I agree, they have to redefine who they are and following parents suggestions doesn't always mesh with their flight for independence. While it is natural for them to establish themselves as unique and seperate persons, it is up to parents to help them in the process without being too controlling. Naturally, parents need to pay attention as to whether they go in good direction.
When I was teen, it was no different. I hated my parents, hated their rules, hated the way they treated me.
As an adult, I look back and am grateful for their discipline and patience.
Someone once said: "You always remember when your parents say harsh words to you, but you never remember the awful things that you say to your parents." It's very true.
Teenage children are at the stage of life when they individuate. They are becoming their own persons who are experiencing life on their own term. Teenagers are no longer children who will unquestioningly obey their parents.
Teenagers have minds of their own and are questioning their parents. Teenagers are starting to develop their own interests and need their parents' guidance less and less. This is very normal. I would seriously question a teenager who slavishly and sleepishly obey their parents. This means that something is seriously wrong with that teenager and he/she will not develop into an independent adult and a leader.
This type of teenager I would classify as retarded with no mind of their own. I admire teenagers who are rebellious because this shows that they have moxie and are capable of independent thought. A teenager who slavishly and sleepishly obey his/her parents will not develop into an independent adult or a leader. He/she will be a submissive without self-confidence who will just be an amoeba aimlessly going through life.
I believe that obedience is a bad word. Who wants to be obedient. Obedient means subverting one will to another. I do not advocate this at all. I believe that teenagers should be independent and do their thing as long as they do not harm others. Independent teenagers will be the movers and shakers of tomorrow while obedient teenagers will be just submissive sheep.
Teens are struggling to find discipline and safe boundaries, while at the same time trying to find out how much their parents love them and how much other's love them.. This is a very confusing time for teens, and parents.
Teens will tell parents to leave them alone, but are really begging for parents to hold them and show me how much parents love them.
Teens want to find their boundaries within the confines of love. Sadly, with broken homes and latch key children, these lessons are learned from peers, instead of the confines of a loving home.
When I was being raised there was always a parent at home, most children don't have that any more, so we have created an unstable base for our teens to grow up in and are reaping the seeds of anarchy caused by weak homes.
Teenagers are in the process of exploring the world.
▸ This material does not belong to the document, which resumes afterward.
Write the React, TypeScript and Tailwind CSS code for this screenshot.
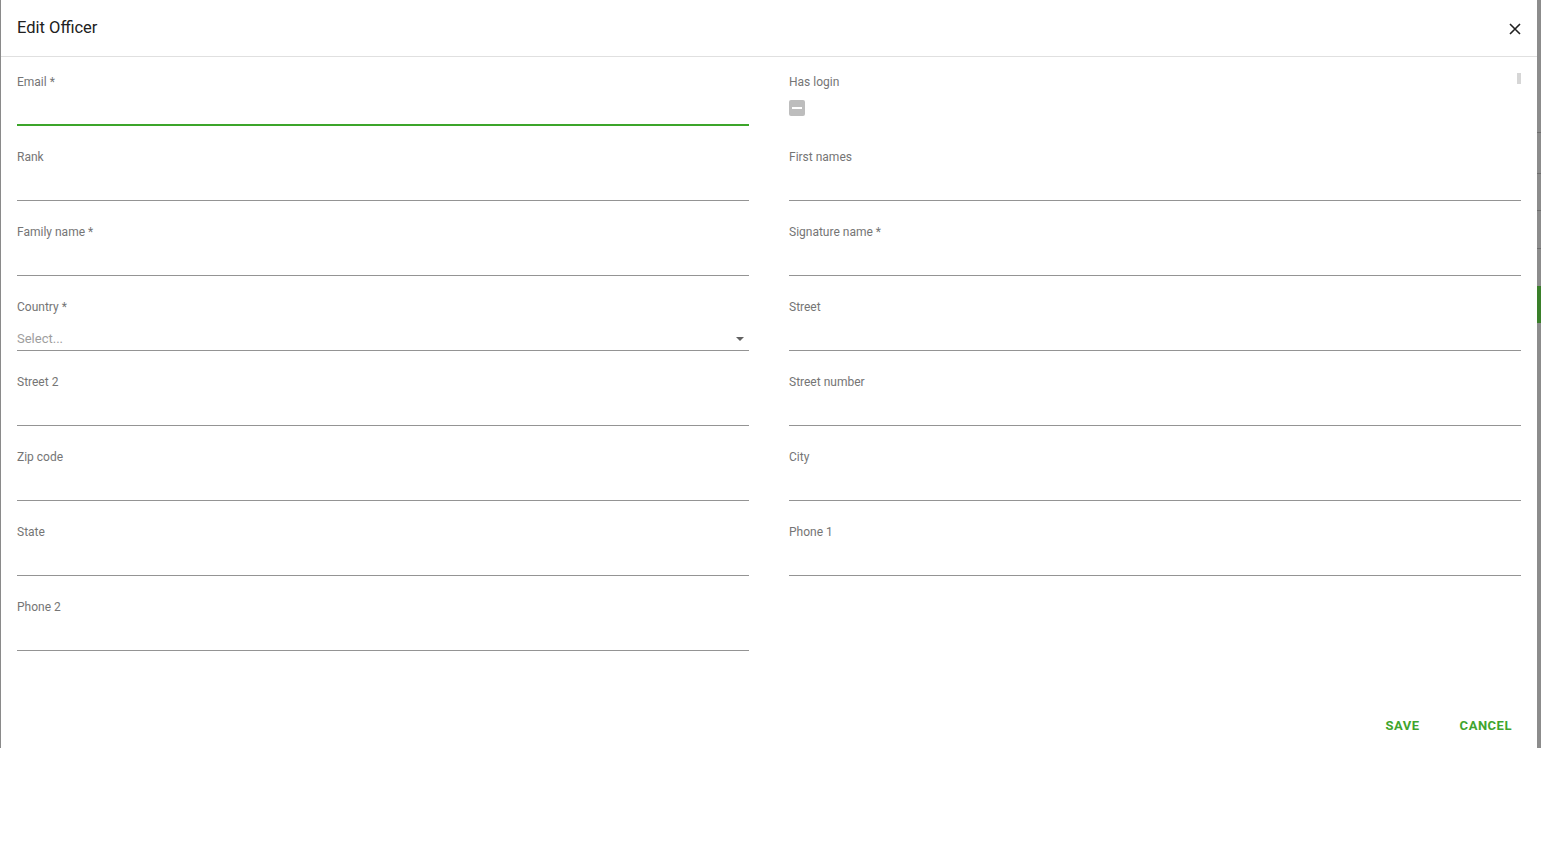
import React from 'react';

const rows: [string, string | null][] = [
  ['Email *', 'Has login'],
  ['Rank', 'First names'],
  ['Family name *', 'Signature name *'],
  ['Country *', 'Street'],
  ['Street 2', 'Street number'],
  ['Zip code', 'City'],
  ['State', 'Phone 1'],
  ['Phone 2', null],
];

const Field = ({ label }: { label: string }) => {
  const focused = label === 'Email *';
  const select = label === 'Country *';
  const checkbox = label === 'Has login';
  return (
    <div className="h-[75px] flex flex-col">
      <div className="mt-[1px] text-[12px] leading-[14px] h-[14px] text-[#757575]">{label}</div>
      {checkbox ? (
        <div className="mt-[11px] w-[16px] h-[16px] rounded-[2px] bg-[#bdbdbd] flex items-center justify-center">
          <div className="w-[10px] h-[2px] bg-white" />
        </div>
      ) : (
        <div
          className={`h-[37px] flex items-end pb-[3px] ${
            focused ? 'border-b-2 border-[#3ca52a]' : 'border-b border-[#949494]'
          }`}
        >
          {select && (
            <div className="flex w-full items-center">
              <span className="flex-1 text-[13px] leading-[16px] text-[#9e9e9e]">Select...</span>
              <span className="mr-[5px] w-0 h-0 border-l-[4px] border-r-[4px] border-t-[4px] border-l-transparent border-r-transparent border-t-[#616161]" />
            </div>
          )}
        </div>
      )}
    </div>
  );
};

export default function App() {
  return (
    <div className="h-[854px] bg-white" style={{ fontFamily: 'Roboto, "Liberation Sans", sans-serif' }}>
      <div className="flex h-[748px]">
        <div className="flex-1 flex flex-col border-l border-[#8a8a8a] bg-white">
          <div className="h-[57px] shrink-0 flex items-center justify-between pl-[16px] pr-[16px] border-b border-[#e0e0e0]">
            <h2 className="text-[16.5px] text-[#212121] pt-[1px]">Edit Officer</h2>
            <svg width="12" height="12" viewBox="0 0 12 12" className="text-[#212121] mt-[2px]">
              <path d="M1 1 L11 11 M11 1 L1 11" stroke="currentColor" strokeWidth="1.6" />
            </svg>
          </div>
          <div className="relative flex-1 px-[16px] pt-[17px]">
            <div className="absolute top-[16px] right-[16px] w-[4px] h-[11px] bg-[#d6d6d6]" />
            <div className="grid grid-cols-2 gap-x-[40px]">
              {rows.map(([l, r]) => (
                <React.Fragment key={l}>
                  <Field label={l} />
                  {r ? <Field label={r} /> : <div />}
                </React.Fragment>
              ))}
            </div>
          </div>
          <div className="h-[46px] shrink-0 flex items-center justify-end pr-[17px] pt-[2px]">
            <button className="px-[8px] mr-[24px] text-[13px] font-bold tracking-[0.04em] text-[#3fa52e]">SAVE</button>
            <button className="px-[8px] text-[13px] font-bold tracking-[0.04em] text-[#3fa52e]">CANCEL</button>
          </div>
        </div>
        <div className="w-[4px] flex flex-col bg-[#8c8c8c]">
          <div className="h-[132px]" />
          <div className="h-[1px] bg-[#6e6e6e]" />
          <div className="h-[40px]" />
          <div className="h-[1px] bg-[#6e6e6e]" />
          <div className="h-[36px]" />
          <div className="h-[1px] bg-[#6e6e6e]" />
          <div className="h-[37px]" />
          <div className="h-[1px] bg-[#6e6e6e]" />
          <div className="h-[37px]" />
          <div className="h-[37px] bg-[#3a7f2a]" />
        </div>
      </div>
    </div>
  );
}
They are, in a way confused at this stage to decide what is right or wrong. They have vagueness in their opinions. They don't want to agree with their parents' ideas because they are not sure about their own opinions and decisions. Everyday they see changes in the continuously evolving world. They keep their opnions pending, like to wait and watch further. May be this is the reason why they don't agree with their parents' opinions. This leads to not obeying their parents during teenage.
When I was a teen, following the rules wasn't easy. One day I could stay out late, the next day not.
I was also trying to make friends. ( I'm not one that lets others in easily.) It always seemed that the friends I wanted to hang with had different rules on how things were done. Even though I knew my parents rules, I wanted a friend more than I cared about being punished.
Now, I have teenagers and it happens all the time. I decided not to be like my parents. I didn't ask questions about why. Instead, I told them I wanted them to invite their friends over for a cook out in the back yard. This allowed me to watch and listen to them without invading their social life. I became the "cool mom".
It allowed me to see if the people invited were true friends or users. A true friend is respectful when your child tells them they have to check in while out or needs to complete a chore before hanging out. Users will use peer pressure to get your child to do things their way.
I was happy that my children were mostly making good choices in friends. I also found out that my children were willing to listen when I pointed out the one or two that were not true friends. Then I let them decide on their own if they wanted to keep that person around.